Sunday, November 9, 2014

Special Update: Significant winter weather event for northern WI, unseasonable cold mid-to-late week statewide

Public weather briefing

The winter weather event highlighted in last week's blog posts is emerging to be a threat for northern Wisconsin. As of Sunday evening, it appears that southern Wisconsin will not see much in the way of snow.  The northern half of the state could see snowfall approaching a foot by Tuesday evening.

Light snow and rain will develop over southern Wisconsin tonight and change to all rain in the early morning hours before tapering off in the mid-morning. With air temperatures at or above freezing and the ground still relatively warm, snow accumulation overnight in the southern half of the state is unlikely. Snow will develop in the far north by early morning and continue through most of Monday.  Driving in northern Wisconsin will likely become difficult with time by early afternoon. 

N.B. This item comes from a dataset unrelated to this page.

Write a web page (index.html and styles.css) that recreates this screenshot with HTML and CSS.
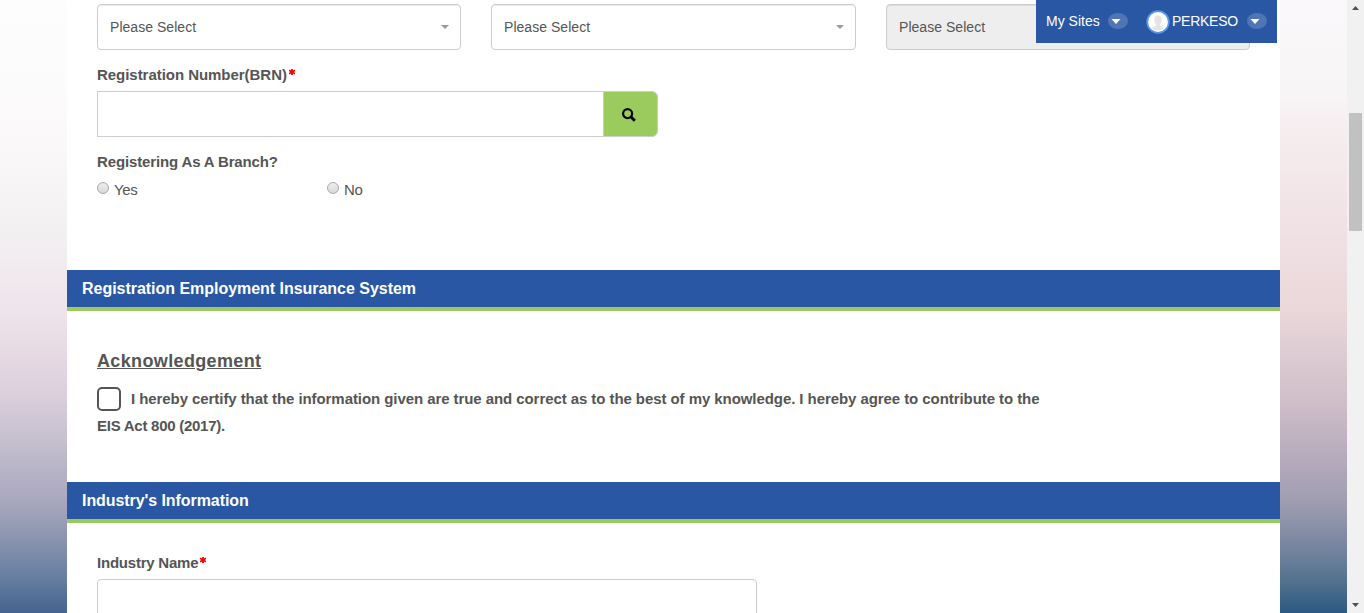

As a cyclone develops to our southwest on Monday afternoon and moves northeast - passing just south of Madison, another round of precipitation is possible Tuesday morning.  At that time, with falling temperatures, a brief period of light snow is possible.  

Significantly below normal temperatures (15F to 20F below normal) are expected for the latter half of the week into the weekend as a cold anticyclone slowly moves into the upper Midwest.  The next chance for measurable precipitation (likely in the form of snow) is for Saturday.


Tonight. Cloudy with light rain and drizzle. Light northeast winds before midnight, becoming easterly by dawn. Lows near freezing.

Monday. Cloudy with rain and rain showers ending early. Less than 0.03" liquid equivalent during the day. Winds east-southeast 10-15 mph. High 50.

Monday night. Cloudy with rain and rain showers, especially north of Madison.  Less than 0.05" liquid equivalent. Temperatures slowly falling from the mid-40's into the 30's by dawn.

Tuesday. Rain changing over to snow during the morning with little or no accumulation. Less than 0.1" liquid equivalent. Winds southwest shifting to northwest at 10 to 15 mph with temperatures falling from the 40's back into the lower 30's by mid-afternoon.   Low 15-19.

Wednesday. Mostly cloudy with a few sunny breaks. Snow showers possible. High 25-28F. Low 15F

Outlook for Thursday through Saturday. Partly cloudy Thursday and Friday. Light snow possible on Saturday.  Highs in the mid 20's Thursday, upper 20's to near 30 on Friday and in mid 30's on Saturday. Low's in the teens through the period. [CONFIDENCE: HIGH]

Forecast Discussion

A cold front will stall just south of Madison tonight before gradually retreating northward as a warm front early tomorrow morning.  Prior to the front's northward movement, a broad deformation pattern will begin to tighten the thermal gradient associated with the front.  The thermally direct circulation about the intensifying front will be associated with a band of light rain and snow starting over the southern half of the state overnight. 

The forecast challenge for tomorrow is the position of this front during the day as a surface and lower tropospheric cyclone develops to our southwest. North of the front, cold dry air will be advected southward. This dry air and associated evaporational cooling will thwart significant motion of the surface front northward. At the surface, significant warm advection ahead of the developing cyclone will push temperatures above 50F in southeastern WI. Aloft, all of sourthern WI will be in the warm sector of the 850 hPa cyclone. As a consequence, warm advection will push the 850 hPa 0C isotherm well north and east of the Dells making the largest threat for significant frozen or perhaps freezing precipitation likely in the northwestern and north-central parts of the state. The 0000 UTC 10 November NAM and 1800 UTC 9 November GFS are similar in this scenario, with the more recent run of the NAM more aggressive in bringing the warm air into the southern half of the state.

Following the passage of the cyclone on Tuesday, an arctic anticyclone will slowly build southward into the upper Midwest. Cold advection on the periphery of the anticyclone will keep temperatures well below average for the week. Broad cyclonic flow aloft will support the development and maintenance of low clouds on Wednesday. Significant precipitation is not anticipated for the latter half of the week.